## [What you should do]
Reproduce the data below in full and exclude every picture.

-- START OF Recorded information --

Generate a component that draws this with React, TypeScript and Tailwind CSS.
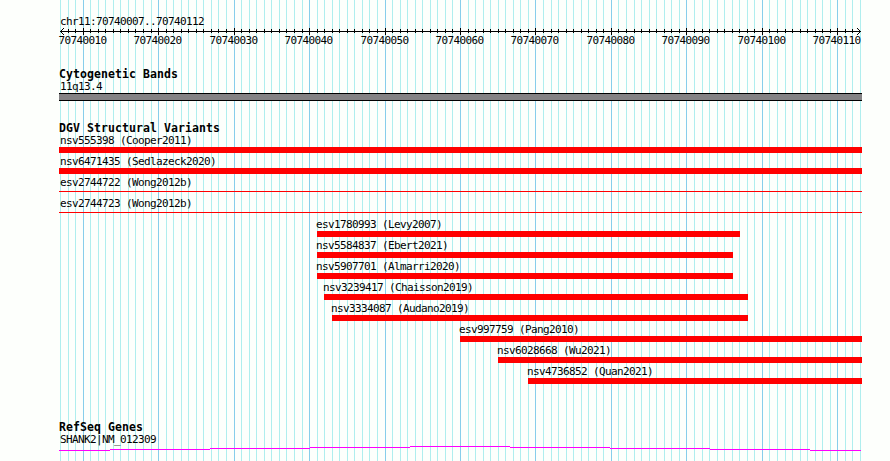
const START = 7;
const END = 113;
const ORIGIN = 60;
const SCALE = 800 / (END - START);

const toX = (pos: number) => Math.round(ORIGIN + (pos - START) * SCALE);

const positions = Array.from({ length: END - START + 1 }, (_, i) => START + i);

const variants = [
  { label: "nsv555398 (Cooper2011)", left: 59, right: 862, thin: false },
  { label: "nsv6471435 (Sedlazeck2020)", left: 59, right: 862, thin: false },
  { label: "esv2744722 (Wong2012b)", left: 59, right: 862, thin: true },
  { label: "esv2744723 (Wong2012b)", left: 59, right: 862, thin: true },
  { label: "esv1780993 (Levy2007)", left: 317, right: 740, thin: false },
  { label: "nsv5584837 (Ebert2021)", left: 317, right: 733, thin: false },
  { label: "nsv5907701 (Almarri2020)", left: 317, right: 733, thin: false },
  { label: "nsv3239417 (Chaisson2019)", left: 324, right: 748, thin: false },
  { label: "nsv3334087 (Audano2019)", left: 332, right: 748, thin: false },
  { label: "esv997759 (Pang2010)", left: 460, right: 862, thin: false },
  { label: "nsv6028668 (Wu2021)", left: 498, right: 862, thin: false },
  { label: "nsv4736852 (Quan2021)", left: 528, right: 862, thin: false },
];

// left edge, right edge, height of each step of the gene line
const geneSteps = [
  [59, 110, 4],
  [110, 210, 3],
  [210, 310, 2],
  [310, 410, 1],
  [410, 510, 0],
  [510, 610, 1],
  [610, 710, 2],
  [710, 810, 3],
  [810, 861, 4],
];

function Grid() {
  return (
    <svg className="absolute inset-0 -z-10" width="890" height="461" shapeRendering="crispEdges">
      {positions.map((p) => (
        <rect
          key={p}
          x={toX(p)}
          y={0}
          width={1}
          height={461}
          fill={p % 10 === 0 ? "#87ceeb" : "#afeeee"}
        />
      ))}
    </svg>
  );
}

function Ruler() {
  return (
    <svg className="block" width="890" height="22">
      <g shapeRendering="crispEdges">
        <rect x={60} y={4} width={801} height={1} />
        {positions.slice(1, -1).map((p) => {
          const major = p % 10 === 0;
          return (
            <rect key={p} x={toX(p)} y={major ? 1 : 2} width={1} height={major ? 7 : 4} />
          );
        })}
        {[1, 2, 3].map((d) => (
          <g key={d}>
            <rect x={60 + d} y={4 - d} width={1} height={1} />
            <rect x={60 + d} y={4 + d} width={1} height={1} />
            <rect x={860 - d} y={4 - d} width={1} height={1} />
            <rect x={860 - d} y={4 + d} width={1} height={1} />
          </g>
        ))}
      </g>
      {positions
        .filter((p) => p % 10 === 0)
        .map((p) => (
          <text key={p} x={toX(p) - 24.5} y={17}>
            {70740000 + p}
          </text>
        ))}
    </svg>
  );
}

function Heading({ children }: { children: string }) {
  return (
    <h2 className="ml-[59px] h-3 text-[11.5px] leading-3 font-bold tracking-[0.077px]">
      {children}
    </h2>
  );
}

export default function App() {
  return (
    <main className="relative isolate h-[461px] w-[890px] overflow-hidden bg-[#fdfffc] pt-4 font-['DejaVu_Sans_Mono',monospace] text-[11px] leading-3 tracking-[-0.622px] whitespace-nowrap text-black">
      <Grid />
      <div className="ml-[60px] h-[11px]">chr11:70740007..70740112</div>
      <Ruler />

      <section className="mt-[19px]">
        <Heading>Cytogenetic Bands</Heading>
        <div className="ml-[60px] h-[13px] pt-px">11q13.4</div>
        <div className="ml-[59px] h-2 w-[803px] border-y border-black bg-[#848284]" />
      </section>

      <section className="mt-[21px]">
        <Heading>DGV Structural Variants</Heading>
        {variants.map((v) => (
          <div
            key={v.label}
            className="h-[21px]"
            style={{ marginLeft: v.left, width: v.right - v.left }}
          >
            <div className={v.left === 59 ? "ml-px h-[13px] pt-px" : "-ml-px h-[13px] pt-px"}>
              {v.label}
            </div>
            <div className={v.thin ? "mt-0.5 h-px bg-[#ff0000]" : "h-1.5 bg-[#ff0000]"} />
          </div>
        ))}
      </section>

      <section className="mt-[35px]">
        <Heading>RefSeq Genes</Heading>
        <div className="ml-[60px] h-[13px] pt-px">SHANK2|NM_012309</div>
        <svg className="block" width="890" height="5" shapeRendering="crispEdges">
          {geneSteps.map(([x1, x2, y]) => (
            <rect key={x1} x={x1} y={y} width={x2 - x1} height={1} fill="#ff00ff" />
          ))}
        </svg>
      </section>
    </main>
  );
}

-- END OF Recorded information --

## [Final result]
Generate a component that draws this with React, TypeScript and Tailwind CSS.
const START = 7;
const END = 113;
const ORIGIN = 60;
const SCALE = 800 / (END - START);

const toX = (pos: number) => Math.round(ORIGIN + (pos - START) * SCALE);

const positions = Array.from({ length: END - START + 1 }, (_, i) => START + i);

const variants = [
  { label: "nsv555398 (Cooper2011)", left: 59, right: 862, thin: false },
  { label: "nsv6471435 (Sedlazeck2020)", left: 59, right: 862, thin: false },
  { label: "esv2744722 (Wong2012b)", left: 59, right: 862, thin: true },
  { label: "esv2744723 (Wong2012b)", left: 59, right: 862, thin: true },
  { label: "esv1780993 (Levy2007)", left: 317, right: 740, thin: false },
  { label: "nsv5584837 (Ebert2021)", left: 317, right: 733, thin: false },
  { label: "nsv5907701 (Almarri2020)", left: 317, right: 733, thin: false },
  { label: "nsv3239417 (Chaisson2019)", left: 324, right: 748, thin: false },
  { label: "nsv3334087 (Audano2019)", left: 332, right: 748, thin: false },
  { label: "esv997759 (Pang2010)", left: 460, right: 862, thin: false },
  { label: "nsv6028668 (Wu2021)", left: 498, right: 862, thin: false },
  { label: "nsv4736852 (Quan2021)", left: 528, right: 862, thin: false },
];

// left edge, right edge, height of each step of the gene line
const geneSteps = [
  [59, 110, 4],
  [110, 210, 3],
  [210, 310, 2],
  [310, 410, 1],
  [410, 510, 0],
  [510, 610, 1],
  [610, 710, 2],
  [710, 810, 3],
  [810, 861, 4],
];

function Grid() {
  return (
    <svg className="absolute inset-0 -z-10" width="890" height="461" shapeRendering="crispEdges">
      {positions.map((p) => (
        <rect
          key={p}
          x={toX(p)}
          y={0}
          width={1}
          height={461}
          fill={p % 10 === 0 ? "#87ceeb" : "#afeeee"}
        />
      ))}
    </svg>
  );
}

function Ruler() {
  return (
    <svg className="block" width="890" height="22">
      <g shapeRendering="crispEdges">
        <rect x={60} y={4} width={801} height={1} />
        {positions.slice(1, -1).map((p) => {
          const major = p % 10 === 0;
          return (
            <rect key={p} x={toX(p)} y={major ? 1 : 2} width={1} height={major ? 7 : 4} />
          );
        })}
        {[1, 2, 3].map((d) => (
          <g key={d}>
            <rect x={60 + d} y={4 - d} width={1} height={1} />
            <rect x={60 + d} y={4 + d} width={1} height={1} />
            <rect x={860 - d} y={4 - d} width={1} height={1} />
            <rect x={860 - d} y={4 + d} width={1} height={1} />
          </g>
        ))}
      </g>
      {positions
        .filter((p) => p % 10 === 0)
        .map((p) => (
          <text key={p} x={toX(p) - 24.5} y={17}>
            {70740000 + p}
          </text>
        ))}
    </svg>
  );
}

function Heading({ children }: { children: string }) {
  return (
    <h2 className="ml-[59px] h-3 text-[11.5px] leading-3 font-bold tracking-[0.077px]">
      {children}
    </h2>
  );
}

export default function App() {
  return (
    <main className="relative isolate h-[461px] w-[890px] overflow-hidden bg-[#fdfffc] pt-4 font-['DejaVu_Sans_Mono',monospace] text-[11px] leading-3 tracking-[-0.622px] whitespace-nowrap text-black">
      <Grid />
      <div className="ml-[60px] h-[11px]">chr11:70740007..70740112</div>
      <Ruler />

      <section className="mt-[19px]">
        <Heading>Cytogenetic Bands</Heading>
        <div className="ml-[60px] h-[13px] pt-px">11q13.4</div>
        <div className="ml-[59px] h-2 w-[803px] border-y border-black bg-[#848284]" />
      </section>

      <section className="mt-[21px]">
        <Heading>DGV Structural Variants</Heading>
        {variants.map((v) => (
          <div
            key={v.label}
            className="h-[21px]"
            style={{ marginLeft: v.left, width: v.right - v.left }}
          >
            <div className={v.left === 59 ? "ml-px h-[13px] pt-px" : "-ml-px h-[13px] pt-px"}>
              {v.label}
            </div>
            <div className={v.thin ? "mt-0.5 h-px bg-[#ff0000]" : "h-1.5 bg-[#ff0000]"} />
          </div>
        ))}
      </section>

      <section className="mt-[35px]">
        <Heading>RefSeq Genes</Heading>
        <div className="ml-[60px] h-[13px] pt-px">SHANK2|NM_012309</div>
        <svg className="block" width="890" height="5" shapeRendering="crispEdges">
          {geneSteps.map(([x1, x2, y]) => (
            <rect key={x1} x={x1} y={y} width={x2 - x1} height={1} fill="#ff00ff" />
          ))}
        </svg>
      </section>
    </main>
  );
}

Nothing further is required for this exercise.